C’era una volta un re
C’era una volta un re. Ma sono in pochi a ricordarselo. E questa specie di oblio perdura nella stessa Spagna, dove alla poco fortunata figura di “sovrano importato” dall’Italia vengono in genere dedicate poche righe, all’interno dei manuali scolastici. Il personaggio cui facciamo riferimento è Amedeo Ferdinando Maria di Savoia, figlio del primo re d’Italia Vittorio Emanuele II e capostipite del ramo Savoia-Aosta, che venne scelto per essere re di Spagna ma durò soltanto dal 2 gennaio 1871 all’11 febbraio 1873, proprio per colpa di quel clima di instabilità politica e sociale che aveva portato la nazione iberica ad affidare a uno straniero le proprie sorti. Ciò che ci preme realmente sottolineare, comunque, è che nelle mani di un film-maker eccentrico, arguto, colto e d’impronta situazionista come il catalano Lluís Miñarro, un soggetto del genere si è ovviamente trasformato in divertissement autoriale, stralunato film in costume dall’accentuata vena grottesca, spiazzante apologo teso a mettere in scena un misconosciuto episodio del passato, per alludere anche al presente e ai così incerti orizzonti politici che si profilano all’orizzonte.
Questo sintetico ritratto di Stella cadente non sorprenderà più di tanto, probabilmente, coloro che conoscono almeno in parte l’interessante, coraggioso percorso compiuto dal suo autore: Lluís Miñarro, che solo da pochi anni si è deciso a dirigere qualche piccola opera cinematografica, dal sapore decisamente anticonformista, come Blow Horn e Familystrip (datati entrambi 2009), è in realtà già da qualche decennio una delle voci più importanti del cinema indipendente spagnolo, per ciò che concerne la produzione. Tra le pellicole più importanti che lui ha contribuito a produrre, intessendo anche rapporti di un certo spessore con altre cinematografie, ci piace ricordare Singolarità di una ragazza bionda di Manoel de Oliveira, En la Ciudad de Sylvia di José Luis Guerín e soprattutto Lo zio Boonmee che si ricorda le vite precedenti di Apichatpong Weerasethakul, Palma d’ Oro a Cannes 2010. Non a caso il Genova Film Festival pochi anni fa lo invitò in Liguria, dedicandogli un focus piuttosto rappresentativo.

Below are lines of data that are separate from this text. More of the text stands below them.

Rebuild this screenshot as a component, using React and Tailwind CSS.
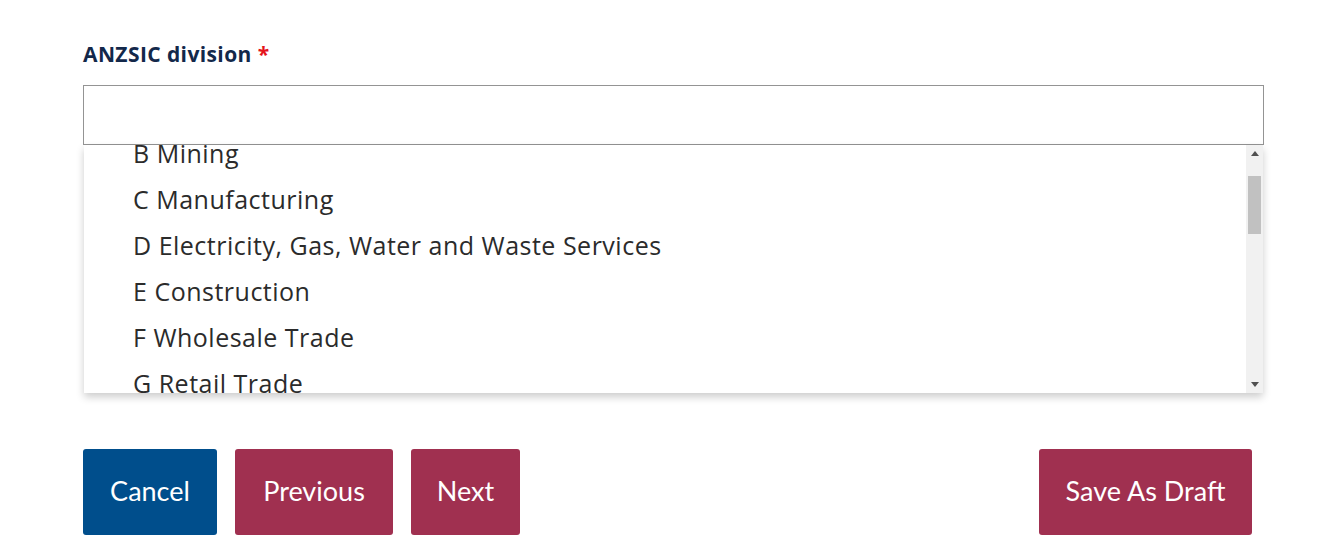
const divisions = [
  'B Mining',
  'C Manufacturing',
  'D Electricity, Gas, Water and Waste Services',
  'E Construction',
  'F Wholesale Trade',
  'G Retail Trade',
]

const Scrollbar = () => (
  <div className="w-[17px] shrink-0 bg-[#f1f1f1] flex flex-col items-center">
    <div className="h-[17px] flex items-center justify-center">
      <svg width="8" height="5" viewBox="0 0 8 5"><path d="M4 0 L8 5 L0 5 Z" fill="#505050" /></svg>
    </div>
    <div className="w-[13px] h-[58px] mt-[14px] bg-[#c1c1c1]" />
    <div className="flex-1" />
    <div className="h-[17px] flex items-center justify-center">
      <svg width="8" height="5" viewBox="0 0 8 5"><path d="M0 0 L8 0 L4 5 Z" fill="#505050" /></svg>
    </div>
  </div>
)

export default function App() {
  return (
    <div className="w-[1325px] h-[545px] bg-white pt-[40px] px-[83px] font-['Lato',sans-serif]">
      <label className="block text-[21px] font-bold text-[#13284a] leading-[28px] font-['Open_Sans',sans-serif] tracking-[0.4px]">
        ANZSIC division <span className="text-[#e4141b]">*</span>
      </label>

      <div className="mt-[17px] w-[1181px] relative">
        <div className="h-[60px] border border-[#949494] bg-white" />
        <div className="absolute left-[1px] right-[1px] top-[60px] h-[248px] flex bg-white shadow-[0_4px_8px_rgba(0,0,0,0.2)]">
          <div className="flex-1 overflow-hidden">
            <ul className="mt-[-14px]">
              {divisions.map((d) => (
                <li key={d} className="h-[46px] flex items-center pl-[49px] text-[25px] text-[#2b2b2b] font-['Open_Sans',sans-serif] tracking-[0.5px]">
                  {d}
                </li>
              ))}
            </ul>
          </div>
          <Scrollbar />
        </div>
      </div>

      <div className="mt-[304px] w-[1169px] flex items-start">
        <div className="flex gap-[18px]">
          <button className="h-[86px] w-[134px] pb-[2px] rounded-[3px] bg-[#004e8c] text-white text-[27px]">Cancel</button>
          <button className="h-[86px] w-[158px] pb-[2px] rounded-[3px] bg-[#a03050] text-white text-[27px]">Previous</button>
          <button className="h-[86px] w-[109px] pb-[2px] rounded-[3px] bg-[#a03050] text-white text-[27px]">Next</button>
        </div>
        <div className="flex-1" />
        <button className="h-[86px] w-[213px] pb-[2px] rounded-[3px] bg-[#a03050] text-white text-[27px]">Save As Draft</button>
      </div>
    </div>
  )
}
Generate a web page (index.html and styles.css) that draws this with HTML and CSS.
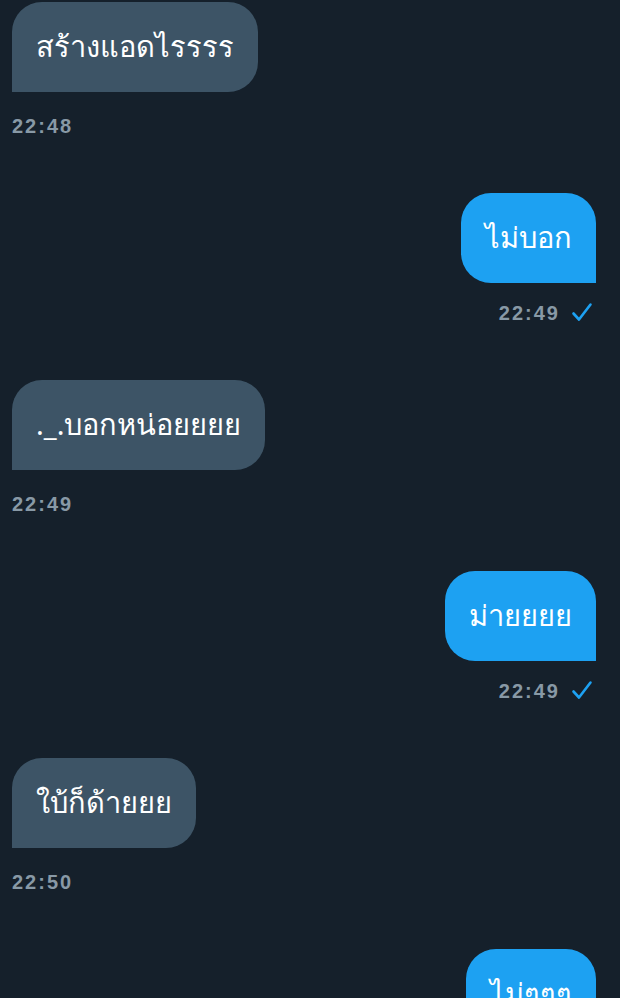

Ma è al cinema Farnese, sede anche quest’anno del segmento romano di CinemaSpagna, che lo abbiamo potuto nuovamente incontrare, accompagnato dall’attore Lorenzo Balducci (unica presenza italiana nel cast, se ricordiamo bene) per questa proiezione di Stella cadente che ha destato molta curiosità negli spettatori.
Tutto si può dire, riguardo a tale lungometraggio, tranne che si proponga come un biopic classico, convenzionale. La vicenda di Amedeo di Savoia viene qui trasfigurata in mille modi, frantumandosi in riflessione sulla caducità del potere, sul progressivo e deleterio staccarsi di esso dai contorni delle realtà più popolari, come anche in straniante giochino sui confini di una messa in scena che ingloba elementi fortemente iconici di quel passato, per poi spazzarli via in una serie di stralunate e catartiche digressioni: la musica pop proveniente dal secolo successivo, che travolge il sovrano suggerendogli un ballo frenetico e solitario, ne è forse l’esempio più riuscito.
Simili strategie narrative e rappresentative non sono poi così comuni. Ci vengono in mente siparietti analoghi nelle opere di alcuni tra i più maturi cineasti portoghesi, João Botelho per esempio. L’uso che ne fa qui un Miñarro molto attento anche al carattere evocativo di determinate location (su tutte Castel del Monte), come anche alla pregnanza di certi riferimenti pittorici, icastici, metaforici, ha saputo conquistarci, proprio perché non disgiunto da una qualche leggiadria e libertà di fondo. Succede così che la marginale, pressoché dimenticata figura di Amedeo di Savoia torni, sul grande schermo, ad essere attuale.